Scan the data beneath this task and copy each line that includes "table".

***** Given records *****

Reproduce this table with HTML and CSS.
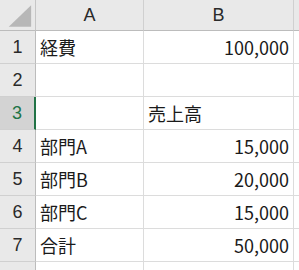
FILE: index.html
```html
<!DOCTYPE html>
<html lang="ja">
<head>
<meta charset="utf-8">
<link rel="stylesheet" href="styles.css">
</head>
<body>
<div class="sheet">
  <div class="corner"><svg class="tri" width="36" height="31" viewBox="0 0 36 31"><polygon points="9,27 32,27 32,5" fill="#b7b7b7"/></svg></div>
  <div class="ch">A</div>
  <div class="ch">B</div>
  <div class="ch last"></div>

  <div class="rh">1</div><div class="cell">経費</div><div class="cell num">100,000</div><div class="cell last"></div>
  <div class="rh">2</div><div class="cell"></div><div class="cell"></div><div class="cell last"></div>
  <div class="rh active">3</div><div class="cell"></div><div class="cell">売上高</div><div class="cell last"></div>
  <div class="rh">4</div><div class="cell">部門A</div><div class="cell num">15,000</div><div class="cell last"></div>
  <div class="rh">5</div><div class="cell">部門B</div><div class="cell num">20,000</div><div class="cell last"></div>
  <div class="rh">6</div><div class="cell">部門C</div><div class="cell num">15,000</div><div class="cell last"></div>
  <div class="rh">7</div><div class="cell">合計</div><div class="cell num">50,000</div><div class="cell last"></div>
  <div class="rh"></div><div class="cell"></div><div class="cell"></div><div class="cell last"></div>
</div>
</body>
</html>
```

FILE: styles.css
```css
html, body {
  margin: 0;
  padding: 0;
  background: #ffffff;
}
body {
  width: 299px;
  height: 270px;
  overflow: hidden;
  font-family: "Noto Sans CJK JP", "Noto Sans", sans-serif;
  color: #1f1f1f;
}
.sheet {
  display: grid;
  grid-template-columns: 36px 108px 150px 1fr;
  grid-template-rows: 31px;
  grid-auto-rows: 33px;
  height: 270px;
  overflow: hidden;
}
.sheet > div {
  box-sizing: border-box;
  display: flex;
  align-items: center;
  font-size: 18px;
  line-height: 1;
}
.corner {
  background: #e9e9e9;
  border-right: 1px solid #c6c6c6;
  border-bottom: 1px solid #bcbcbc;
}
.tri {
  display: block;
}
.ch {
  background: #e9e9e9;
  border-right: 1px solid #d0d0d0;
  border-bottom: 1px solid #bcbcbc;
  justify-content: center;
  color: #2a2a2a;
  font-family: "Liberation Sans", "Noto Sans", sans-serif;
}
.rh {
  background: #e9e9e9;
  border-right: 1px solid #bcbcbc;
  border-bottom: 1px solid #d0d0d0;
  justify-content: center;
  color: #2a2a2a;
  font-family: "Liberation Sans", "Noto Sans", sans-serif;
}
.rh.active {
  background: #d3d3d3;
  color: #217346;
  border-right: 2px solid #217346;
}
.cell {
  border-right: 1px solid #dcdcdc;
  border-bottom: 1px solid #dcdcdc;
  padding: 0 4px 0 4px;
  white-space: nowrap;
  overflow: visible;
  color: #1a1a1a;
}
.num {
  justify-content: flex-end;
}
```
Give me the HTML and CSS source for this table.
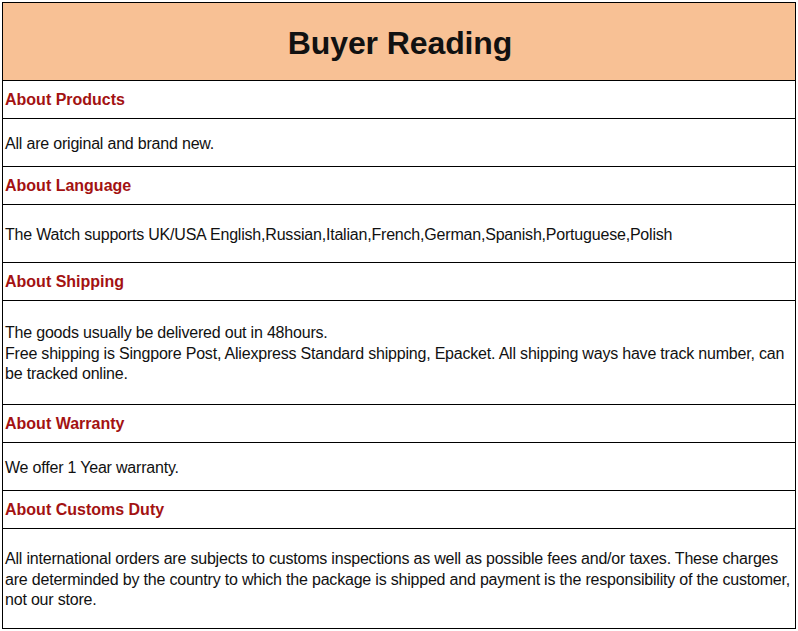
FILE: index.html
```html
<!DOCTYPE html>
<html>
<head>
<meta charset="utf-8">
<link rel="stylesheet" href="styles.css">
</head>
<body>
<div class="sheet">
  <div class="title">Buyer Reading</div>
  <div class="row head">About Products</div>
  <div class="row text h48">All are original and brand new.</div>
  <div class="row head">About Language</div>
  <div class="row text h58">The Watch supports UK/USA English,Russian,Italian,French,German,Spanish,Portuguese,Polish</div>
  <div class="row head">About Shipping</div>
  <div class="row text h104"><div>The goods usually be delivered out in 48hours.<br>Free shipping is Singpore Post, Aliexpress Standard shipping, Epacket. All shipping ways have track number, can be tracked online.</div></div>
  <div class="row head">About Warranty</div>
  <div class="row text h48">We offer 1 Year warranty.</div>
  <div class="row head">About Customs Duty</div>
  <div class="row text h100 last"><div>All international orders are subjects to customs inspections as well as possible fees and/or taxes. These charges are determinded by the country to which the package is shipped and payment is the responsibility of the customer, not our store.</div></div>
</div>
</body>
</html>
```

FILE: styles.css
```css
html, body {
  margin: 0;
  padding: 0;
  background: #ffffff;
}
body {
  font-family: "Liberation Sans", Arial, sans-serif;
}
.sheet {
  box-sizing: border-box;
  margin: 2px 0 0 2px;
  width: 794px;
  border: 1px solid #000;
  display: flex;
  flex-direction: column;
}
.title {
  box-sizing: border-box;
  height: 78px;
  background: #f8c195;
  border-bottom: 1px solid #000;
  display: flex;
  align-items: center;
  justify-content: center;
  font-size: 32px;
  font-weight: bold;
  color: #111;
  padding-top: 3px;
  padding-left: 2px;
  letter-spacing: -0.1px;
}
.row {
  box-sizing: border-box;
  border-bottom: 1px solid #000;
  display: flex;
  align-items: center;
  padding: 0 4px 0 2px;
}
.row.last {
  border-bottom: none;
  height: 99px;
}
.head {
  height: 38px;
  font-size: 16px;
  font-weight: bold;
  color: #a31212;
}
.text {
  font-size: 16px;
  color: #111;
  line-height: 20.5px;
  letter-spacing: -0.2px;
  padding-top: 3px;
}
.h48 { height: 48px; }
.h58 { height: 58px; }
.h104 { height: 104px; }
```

*****
***** Given records *****

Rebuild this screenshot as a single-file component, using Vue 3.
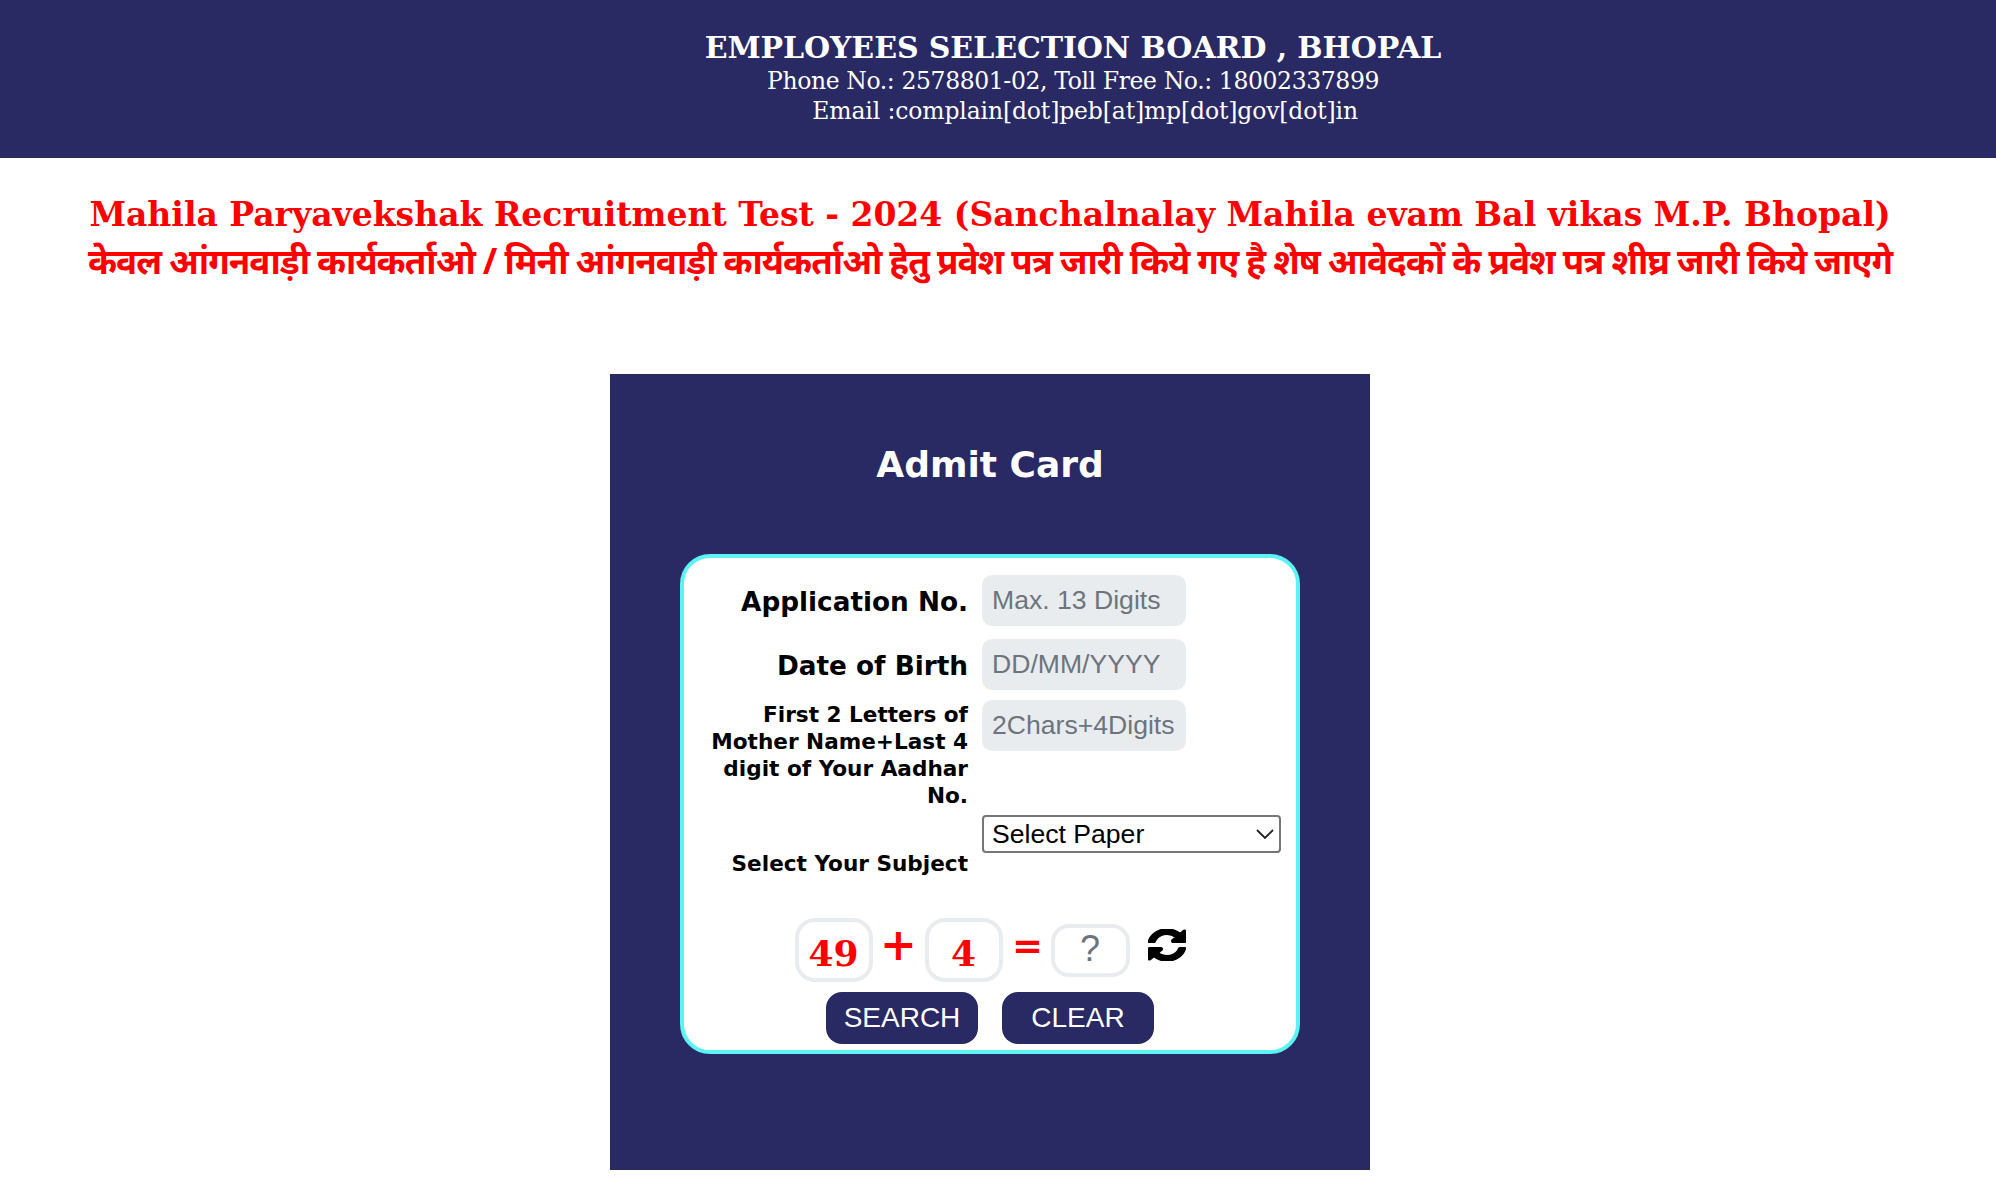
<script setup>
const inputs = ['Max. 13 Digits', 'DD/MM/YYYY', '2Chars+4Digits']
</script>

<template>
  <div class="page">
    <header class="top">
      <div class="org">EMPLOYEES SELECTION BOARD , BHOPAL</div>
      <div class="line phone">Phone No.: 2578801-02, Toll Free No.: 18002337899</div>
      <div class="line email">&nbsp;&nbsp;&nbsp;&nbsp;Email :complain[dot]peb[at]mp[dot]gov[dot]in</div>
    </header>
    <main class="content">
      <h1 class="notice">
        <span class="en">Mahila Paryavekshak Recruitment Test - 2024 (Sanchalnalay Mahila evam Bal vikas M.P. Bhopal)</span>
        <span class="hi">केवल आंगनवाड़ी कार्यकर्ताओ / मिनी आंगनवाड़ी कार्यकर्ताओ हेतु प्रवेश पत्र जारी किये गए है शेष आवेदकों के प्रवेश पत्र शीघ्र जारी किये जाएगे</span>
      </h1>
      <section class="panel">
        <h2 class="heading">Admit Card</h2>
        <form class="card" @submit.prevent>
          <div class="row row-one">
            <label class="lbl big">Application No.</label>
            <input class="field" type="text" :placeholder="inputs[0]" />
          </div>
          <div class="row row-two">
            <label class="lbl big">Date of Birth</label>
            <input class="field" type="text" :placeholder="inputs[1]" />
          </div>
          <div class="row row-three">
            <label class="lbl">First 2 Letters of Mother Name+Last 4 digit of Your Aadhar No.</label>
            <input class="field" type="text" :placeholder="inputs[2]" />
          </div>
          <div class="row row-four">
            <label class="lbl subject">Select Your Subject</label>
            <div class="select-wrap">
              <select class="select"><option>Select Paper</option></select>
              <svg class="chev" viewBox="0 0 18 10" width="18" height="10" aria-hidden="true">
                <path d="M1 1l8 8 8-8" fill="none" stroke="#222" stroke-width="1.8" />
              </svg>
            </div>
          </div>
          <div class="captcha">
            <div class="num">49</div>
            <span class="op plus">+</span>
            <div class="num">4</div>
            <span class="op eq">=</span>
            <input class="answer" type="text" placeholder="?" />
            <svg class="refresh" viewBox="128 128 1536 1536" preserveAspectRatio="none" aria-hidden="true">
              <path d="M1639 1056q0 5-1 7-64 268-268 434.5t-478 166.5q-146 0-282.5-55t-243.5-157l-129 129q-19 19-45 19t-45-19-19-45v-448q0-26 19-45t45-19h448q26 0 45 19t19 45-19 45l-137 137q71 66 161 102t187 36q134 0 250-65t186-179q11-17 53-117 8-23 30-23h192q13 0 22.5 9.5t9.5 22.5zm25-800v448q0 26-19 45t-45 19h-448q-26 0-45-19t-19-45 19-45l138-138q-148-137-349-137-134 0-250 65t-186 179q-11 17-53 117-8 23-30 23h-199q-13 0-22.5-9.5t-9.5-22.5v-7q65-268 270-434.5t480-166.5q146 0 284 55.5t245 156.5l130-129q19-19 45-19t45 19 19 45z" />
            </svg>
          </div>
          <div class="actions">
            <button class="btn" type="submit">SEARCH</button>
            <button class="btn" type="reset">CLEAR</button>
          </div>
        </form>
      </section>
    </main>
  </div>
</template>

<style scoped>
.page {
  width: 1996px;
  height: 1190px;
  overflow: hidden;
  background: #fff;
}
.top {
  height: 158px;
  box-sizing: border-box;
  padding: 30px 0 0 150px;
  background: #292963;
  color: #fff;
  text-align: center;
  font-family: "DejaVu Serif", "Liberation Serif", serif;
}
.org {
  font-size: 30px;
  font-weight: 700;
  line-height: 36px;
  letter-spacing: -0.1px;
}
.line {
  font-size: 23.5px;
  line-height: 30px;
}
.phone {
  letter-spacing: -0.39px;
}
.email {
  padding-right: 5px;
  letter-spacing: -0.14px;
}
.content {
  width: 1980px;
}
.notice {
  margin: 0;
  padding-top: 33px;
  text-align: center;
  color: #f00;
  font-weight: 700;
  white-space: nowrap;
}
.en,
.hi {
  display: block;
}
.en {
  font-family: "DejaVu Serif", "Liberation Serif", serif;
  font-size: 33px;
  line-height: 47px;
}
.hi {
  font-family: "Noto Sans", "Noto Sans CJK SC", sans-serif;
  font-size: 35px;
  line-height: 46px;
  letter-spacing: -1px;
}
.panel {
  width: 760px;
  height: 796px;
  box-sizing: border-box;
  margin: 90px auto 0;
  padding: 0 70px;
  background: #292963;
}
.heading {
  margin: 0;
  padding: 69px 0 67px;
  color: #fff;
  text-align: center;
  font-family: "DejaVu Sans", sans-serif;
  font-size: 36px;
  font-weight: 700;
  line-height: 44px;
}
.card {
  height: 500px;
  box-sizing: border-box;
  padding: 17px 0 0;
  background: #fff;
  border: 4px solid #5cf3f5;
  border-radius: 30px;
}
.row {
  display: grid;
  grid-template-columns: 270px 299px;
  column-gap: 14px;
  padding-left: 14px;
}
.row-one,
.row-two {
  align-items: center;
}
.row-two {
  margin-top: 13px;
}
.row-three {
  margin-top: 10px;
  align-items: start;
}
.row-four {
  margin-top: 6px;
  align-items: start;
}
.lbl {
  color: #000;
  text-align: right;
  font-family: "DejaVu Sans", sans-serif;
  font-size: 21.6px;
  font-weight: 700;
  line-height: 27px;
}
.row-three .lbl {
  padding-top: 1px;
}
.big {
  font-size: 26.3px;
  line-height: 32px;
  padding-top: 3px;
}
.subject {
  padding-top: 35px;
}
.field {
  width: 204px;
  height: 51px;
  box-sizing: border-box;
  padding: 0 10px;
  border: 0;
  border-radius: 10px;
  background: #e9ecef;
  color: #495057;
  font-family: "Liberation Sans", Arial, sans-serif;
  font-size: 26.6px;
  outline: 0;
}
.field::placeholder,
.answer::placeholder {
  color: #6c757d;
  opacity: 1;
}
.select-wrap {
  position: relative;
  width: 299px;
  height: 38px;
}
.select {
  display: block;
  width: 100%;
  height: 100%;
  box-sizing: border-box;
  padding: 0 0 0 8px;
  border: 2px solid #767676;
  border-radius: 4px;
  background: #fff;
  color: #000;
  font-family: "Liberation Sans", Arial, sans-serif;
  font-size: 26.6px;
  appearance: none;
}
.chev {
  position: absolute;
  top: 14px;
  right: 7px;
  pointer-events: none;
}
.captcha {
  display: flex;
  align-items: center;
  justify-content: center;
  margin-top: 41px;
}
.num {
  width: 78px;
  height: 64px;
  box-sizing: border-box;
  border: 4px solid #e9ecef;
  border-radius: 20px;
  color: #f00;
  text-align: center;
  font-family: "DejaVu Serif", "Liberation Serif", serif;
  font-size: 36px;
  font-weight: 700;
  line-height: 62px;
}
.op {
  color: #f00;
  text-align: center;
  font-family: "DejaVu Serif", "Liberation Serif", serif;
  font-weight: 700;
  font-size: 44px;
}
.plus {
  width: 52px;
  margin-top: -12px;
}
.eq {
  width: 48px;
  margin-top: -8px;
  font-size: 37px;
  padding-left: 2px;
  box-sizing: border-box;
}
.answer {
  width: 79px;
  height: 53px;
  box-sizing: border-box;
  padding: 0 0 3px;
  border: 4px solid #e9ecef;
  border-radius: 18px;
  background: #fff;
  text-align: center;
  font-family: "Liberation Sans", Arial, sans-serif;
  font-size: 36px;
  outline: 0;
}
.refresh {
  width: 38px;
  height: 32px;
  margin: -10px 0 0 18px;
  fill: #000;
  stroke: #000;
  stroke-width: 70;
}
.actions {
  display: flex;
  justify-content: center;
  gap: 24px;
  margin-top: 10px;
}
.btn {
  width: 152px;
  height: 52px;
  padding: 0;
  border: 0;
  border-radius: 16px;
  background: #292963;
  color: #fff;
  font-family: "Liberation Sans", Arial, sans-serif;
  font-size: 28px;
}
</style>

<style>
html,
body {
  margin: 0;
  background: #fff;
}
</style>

*****
***** Given records *****

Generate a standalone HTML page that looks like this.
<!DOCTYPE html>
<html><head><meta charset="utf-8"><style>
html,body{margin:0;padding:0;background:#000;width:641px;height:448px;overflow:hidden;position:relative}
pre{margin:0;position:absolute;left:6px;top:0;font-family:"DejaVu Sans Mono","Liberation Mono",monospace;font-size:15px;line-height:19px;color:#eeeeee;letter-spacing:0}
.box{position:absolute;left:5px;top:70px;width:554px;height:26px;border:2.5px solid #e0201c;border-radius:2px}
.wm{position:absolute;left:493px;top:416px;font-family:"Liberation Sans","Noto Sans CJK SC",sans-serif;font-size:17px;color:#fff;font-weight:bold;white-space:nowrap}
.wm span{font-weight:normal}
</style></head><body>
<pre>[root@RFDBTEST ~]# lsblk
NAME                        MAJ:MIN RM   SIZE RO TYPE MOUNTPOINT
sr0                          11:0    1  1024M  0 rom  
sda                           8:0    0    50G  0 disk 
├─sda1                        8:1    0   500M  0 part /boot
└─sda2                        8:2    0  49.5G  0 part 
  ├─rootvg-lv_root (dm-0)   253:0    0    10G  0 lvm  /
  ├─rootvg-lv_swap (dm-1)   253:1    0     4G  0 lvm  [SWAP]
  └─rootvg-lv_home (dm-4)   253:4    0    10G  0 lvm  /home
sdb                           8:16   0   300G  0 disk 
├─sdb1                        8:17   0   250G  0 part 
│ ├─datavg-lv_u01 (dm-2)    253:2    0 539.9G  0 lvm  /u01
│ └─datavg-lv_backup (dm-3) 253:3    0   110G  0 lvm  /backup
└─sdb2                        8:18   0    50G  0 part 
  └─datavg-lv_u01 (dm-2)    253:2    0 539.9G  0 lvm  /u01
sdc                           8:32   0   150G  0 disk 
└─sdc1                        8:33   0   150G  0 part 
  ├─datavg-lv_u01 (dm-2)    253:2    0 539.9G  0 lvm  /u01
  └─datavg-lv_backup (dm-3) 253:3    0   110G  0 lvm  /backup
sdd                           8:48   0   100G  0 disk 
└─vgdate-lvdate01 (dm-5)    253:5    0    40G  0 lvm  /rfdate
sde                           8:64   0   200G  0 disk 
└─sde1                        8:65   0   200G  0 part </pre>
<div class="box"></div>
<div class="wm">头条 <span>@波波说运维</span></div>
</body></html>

*****

* [Exercise solution]
Reproduce this table with HTML and CSS.
Give me the HTML and CSS source for this table.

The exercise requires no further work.